I know I’ve been talking in vague terms, so far. And I will be more forthright as I continue. (So, maybe, I’m not jumping right in; I’m more dipping my toes in, first). I just want to lay the foundation of where I’m coming from. If I’m going to share, I want to be sure that my words are laced with grace. I don’t want to be so careful that I skirt the truth but I don’t want to let my anger (which is certainly existent) more space than my hope. I do have to come to terms with the fact that if I speak, there will be people who don’t like what I have to say. I will probably lose friends. I need to come to a place where I’m okay with that. But like I said, I’m not necessarily talking to those who agree with me (if they’re out there). I’m hoping to talk to those who don’t. That’s what this is about. That’s why I say I’m appealing. I have more friends than not who believe differently than I. More friends who are unbelievers than who are and more friends who are on the left than on the right. And I have so many questions for them. It does no good for any of us to just throw up our hands and write the other side off as hopeless though it’s often tempting. I really desire that we start to understand each other. We’ve been driven by division and the results are evident. Ironically, it seems the more words that exist out there, the less the words do any good. We’ve lost the art of debate. The skill of listening. I see name-calling, assumptions and anger dominating a great many conversations that take place on the internet. When hurling names ceases to work, I see people discarding friends. I just don’t think it needs to be this way. It’s not good for society and it’s not good for us, individually.
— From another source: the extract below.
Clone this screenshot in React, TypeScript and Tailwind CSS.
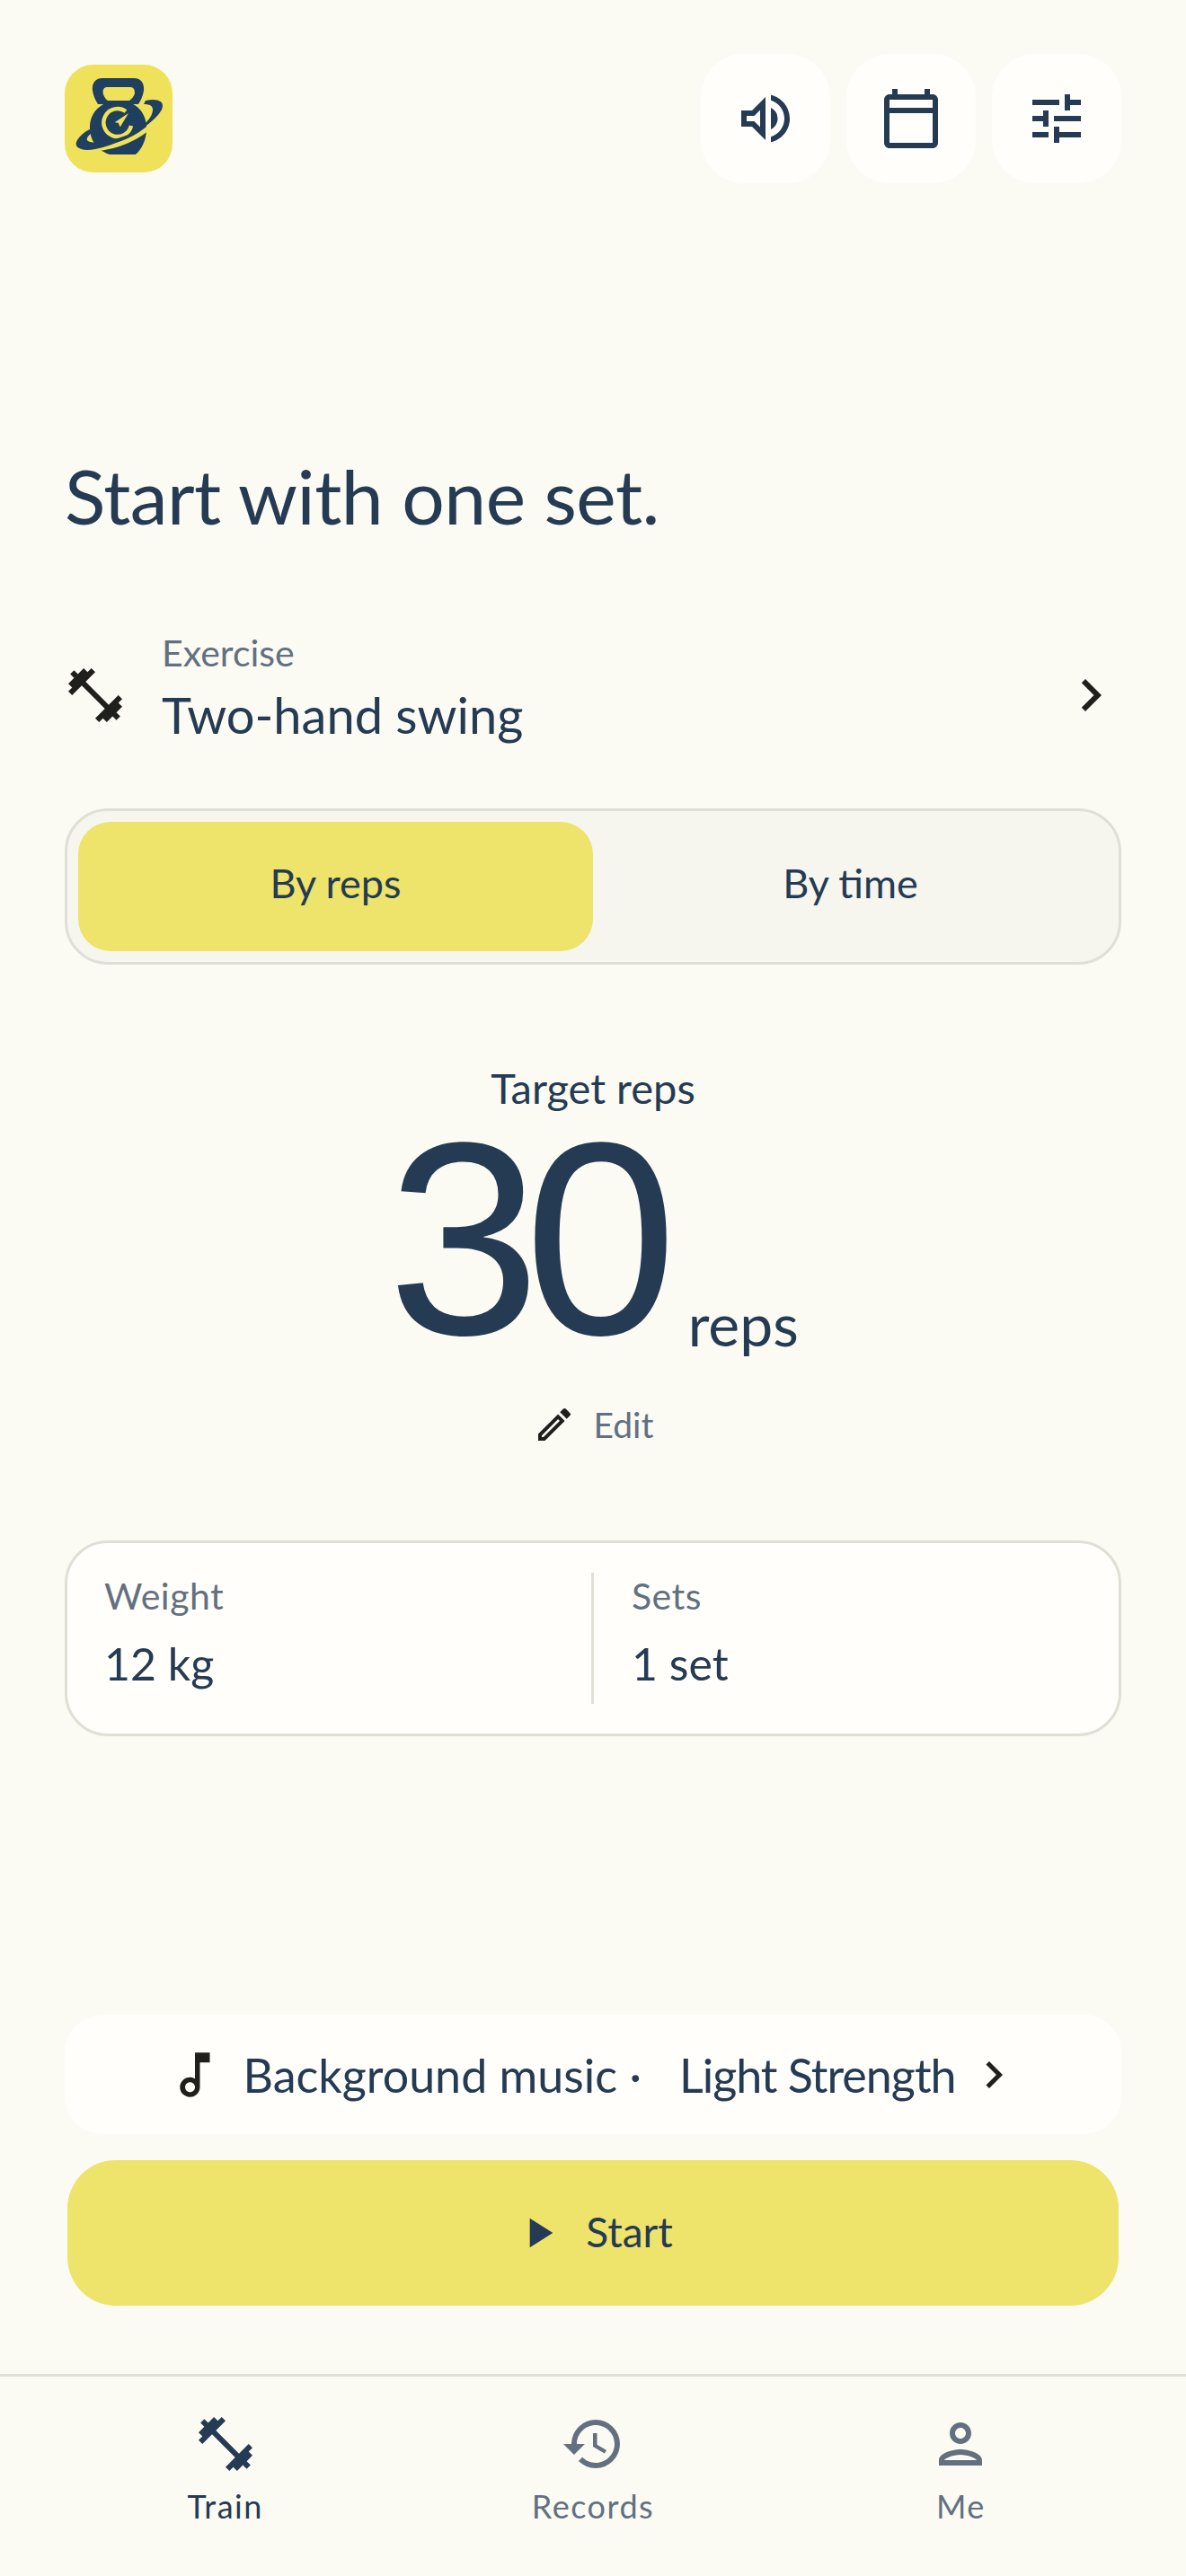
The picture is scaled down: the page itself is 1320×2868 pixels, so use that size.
import {
  MdChevronRight,
  MdFitnessCenter,
  MdHistory,
  MdOutlineCalendarToday,
  MdOutlineEdit,
  MdOutlineMusicNote,
  MdOutlinePerson,
  MdOutlineVolumeUp,
  MdPlayArrow,
  MdTune,
} from 'react-icons/md'

function Logo() {
  return (
    <div className="flex h-[120px] w-[120px] items-center justify-center rounded-[32px] bg-[#efe25a]">
      <svg viewBox="0 0 120 120" className="h-[120px] w-[120px]">
        {/* handle */}
        <path
          fillRule="evenodd"
          d="M42 15 L77 15 C85 15 89 21 88 29 C87 35 85 39 82 44 L37 44 C34 39 32 35 31 29 C30 21 34 15 42 15 Z M47 25 C43 25 42 29 43 33 C44 36 46 39 48 40 L72 40 C75 38 77 35 78 32 C78 28 77 25 73 25 Z"
          fill="#21405f"
        />
        {/* body */}
        <path
          d="M60 40 C78 40 90 52 91 68 C92 82 86 94 79 100 L50 100 C38 96 28 86 28 70 C28 52 42 40 60 40 Z"
          fill="#1f3f5e"
        />
        {/* gauge */}
        <path d="M68 52 A15.5 15.5 0 1 0 74 68" fill="none" stroke="#efe25a" strokeWidth="4.5" />
        <path d="M56 64 L71 54 L62 69 Z" fill="#efe25a" />
        <circle cx="58" cy="67" r="2.5" fill="#1f3f5e" />
        {/* orbit */}
        <path d="M34 94 C58 92 82 82 98 66" fill="none" stroke="#efe25a" strokeWidth="5" />
        <path
          d="M90 40 C104 37 112 41 108 50 C101 64 66 88 34 94 C18 97 9 92 14 84 C17 79 23 74 30 71 L30 76 C26 79 23 83 26 85 C32 89 52 85 68 79 C84 73 98 60 98 50 C98 46 95 44 88 44 Z"
          fill="#21405f"
        />
      </svg>
    </div>
  )
}

function IconButton({ children }: { children: React.ReactNode }) {
  return (
    <button className="flex h-[144px] w-[144px] items-center justify-center rounded-[48px] bg-[#fffefa] text-[#243b53]">
      {children}
    </button>
  )
}

function NavItem({
  icon,
  label,
  active,
}: {
  icon: React.ReactNode
  label: string
  active?: boolean
}) {
  return (
    <div className={`flex flex-1 flex-col items-center ${active ? 'text-[#243b53]' : 'text-[#627080]'}`}>
      {icon}
      <span className="mt-[9px] text-[36px] leading-[48px] tracking-[1.5px]">{label}</span>
    </div>
  )
}

export default function App() {
  return (
    <div className="flex h-[2868px] w-[1320px] flex-col bg-[#fbfaf3] font-['Lato',sans-serif] text-[#243b53]">
      <main className="flex flex-1 flex-col px-[72px] pt-[60px]">
        {/* Top bar */}
        <header className="flex items-center justify-between">
          <Logo />
          <div className="flex gap-[18px]">
            <IconButton><MdOutlineVolumeUp size={72} /></IconButton>
            <IconButton><MdOutlineCalendarToday size={72} /></IconButton>
            <IconButton><MdTune size={72} /></IconButton>
          </div>
        </header>

        <h1 className="mt-[292px] text-[84px] leading-[112px] font-normal tracking-[-0.5px]">Start with one set.</h1>

        {/* Exercise */}
        <div className="mt-[95px] flex items-center text-[#1f1f1c]">
          <MdFitnessCenter size={72} className="mt-[12px] -ml-[2px]" />
          <div className="ml-[38px] flex flex-1 flex-col">
            <span className="text-[41px] leading-[48px] text-[#627080]">Exercise</span>
            <span className="mt-[9px] text-[56px] leading-[72px] text-[#243b53]">Two-hand swing</span>
          </div>
          <MdChevronRight size={72} className="mt-[12px] -mr-[2px]" />
        </div>

        {/* Mode switch */}
        <div className="mt-[68px] flex h-[174px] rounded-[48px] border-[3px] border-[#dfe0d5] bg-[#f6f5ee] p-[12px]">
          <div className="flex flex-1 items-center justify-center rounded-[36px] bg-[#eee36b] pb-[6px] text-[45px]">By reps</div>
          <div className="flex flex-1 items-center justify-center pb-[6px] text-[45px]">By time</div>
        </div>

        {/* Target */}
        <div className="mt-[109px] flex flex-col items-center">
          <span className="text-[47px] leading-[56px]">Target reps</span>
          <div className="mt-[2px] flex items-end">
            <span className="font-['Liberation_Sans',sans-serif] text-[306px] leading-[276px] tracking-[-18px]">30</span>
            <span className="mb-[3px] ml-[30px] text-[66px] leading-[80px]">reps</span>
          </div>
          <div className="mt-[43px] flex items-center text-[#627080]">
            <MdOutlineEdit size={48} className="text-[#1f1f1c]" />
            <span className="ml-[20px] text-[39px] leading-[52px]">Edit</span>
          </div>
        </div>

        {/* Weight and sets */}
        <div className="mt-[103px] flex h-[218px] items-center rounded-[48px] border-[3px] border-[#dfe0d5] bg-[#fffefa] py-[33px]">
          <div className="flex h-full flex-1 flex-col justify-center pb-[8px] pl-[41px]">
            <span className="-mt-[4px] text-[41px] leading-[48px] tracking-[0.5px] text-[#627080]">Weight</span>
            <span className="mt-[19px] text-[50px] leading-[64px]">12 kg</span>
          </div>
          <div className="h-full w-[3px] bg-[#dfe0d5]" />
          <div className="flex h-full flex-1 flex-col justify-center pb-[8px] pl-[42px]">
            <span className="-mt-[4px] text-[41px] leading-[48px] tracking-[0.5px] text-[#627080]">Sets</span>
            <span className="mt-[19px] text-[50px] leading-[64px]">1 set</span>
          </div>
        </div>

        {/* Bottom actions */}
        <div className="mt-auto flex h-[133px] items-center justify-center rounded-[42px] bg-[#fffefa] text-[52px]">
          <MdOutlineMusicNote size={66} className="text-[#1f1f1c]" />
          <span className="ml-[20px]">Background music ·</span>
          <span className="ml-[42px] tracking-[-1px]">Light Strength</span>
          <MdChevronRight size={60} className="ml-[12px] text-[#1f1f1c]" />
        </div>
        <div className="mx-[3px] mt-[29px] mb-[76px] flex h-[162px] items-center justify-center rounded-[54px] bg-[#eee36b] text-[46px]">
          <MdPlayArrow size={56} />
          <span className="ml-[25px] pb-[4px]">Start</span>
        </div>
      </main>

      {/* Tab bar */}
      <nav className="flex h-[225px] border-t-[3px] border-[#dfe0d5] px-[46px] pt-[39px]">
        <NavItem active icon={<MdFitnessCenter size={72} />} label="Train" />
        <NavItem icon={<MdHistory size={72} />} label="Records" />
        <NavItem icon={<MdOutlinePerson size={72} />} label="Me" />
      </nav>
    </div>
  )
}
We’re never all going to agree on everything but I do think we can get to a place where we don’t villainize those who think differently. Or, at least, I hope that most of us could. I think we see or read about decisions and reactions happening out there and we can’t fathom what’s behind these decisions and reactions. I want to move beyond our own gut reactions and dig deeper. I want to not view my fellow man/woman as a label but as a human with thoughts and feelings. I want to be viewed the same. I want to understand what seems so hard to fathom and I want to explain what others find hard to comprehend. I want to give people the benefit of the doubt. I want to assume the best. This is difficult when it seems that extending those ideas only goes one way. On any hot-topic issue of the day, could we try and see where the other side is coming from instead of assuming it’s because they’re just stupid or racist. Could we wake up to the fact that this is what’s happening? We’re creating monsters out of people we disagree with and then we’re angry at life. Could we admit that we’re not giving what we’d like to receive? We have very much forgotten about the golden rule. Much of this, I’m saying to remind myself. See, I have volumes (written and unwritten) of thoughts, outrages, bewilderment. And I have to do something with it. I have to share it because I have to know if there’s anywhere we can go from here. As a common people. We have to find common ground. That has to exist. I have to know it does because otherwise I can’t sleep at night because I just fear that we’re f----.
I, belatedly, discovered Instagram reels last week. I laughed my arse off at a lot of them. And I also thought, who are these people? These happy funny people? I’m not seeing happy funny people on my Facebook feed or in my emails or on the news. Is this an entirely different cohort? But there can’t be just two choices, right? I could just watch reels in the morning instead of read the news. My day would probably go a bit better but the truth is that stuff is happening that we do need to know about. The news is relevant. And so we have to sort it out somehow. This is how I intend to.
I don’t, entirely, know what that looks like. I have no platform, no audience, just words and thoughts galore. I’m nothing if not long-winded. I could write a book with all my worries. For now, I’m just starting the practice of throwing them out into the vast sea of so many voices and hoping someone, somewhere will hear and find something that, maybe, resonates.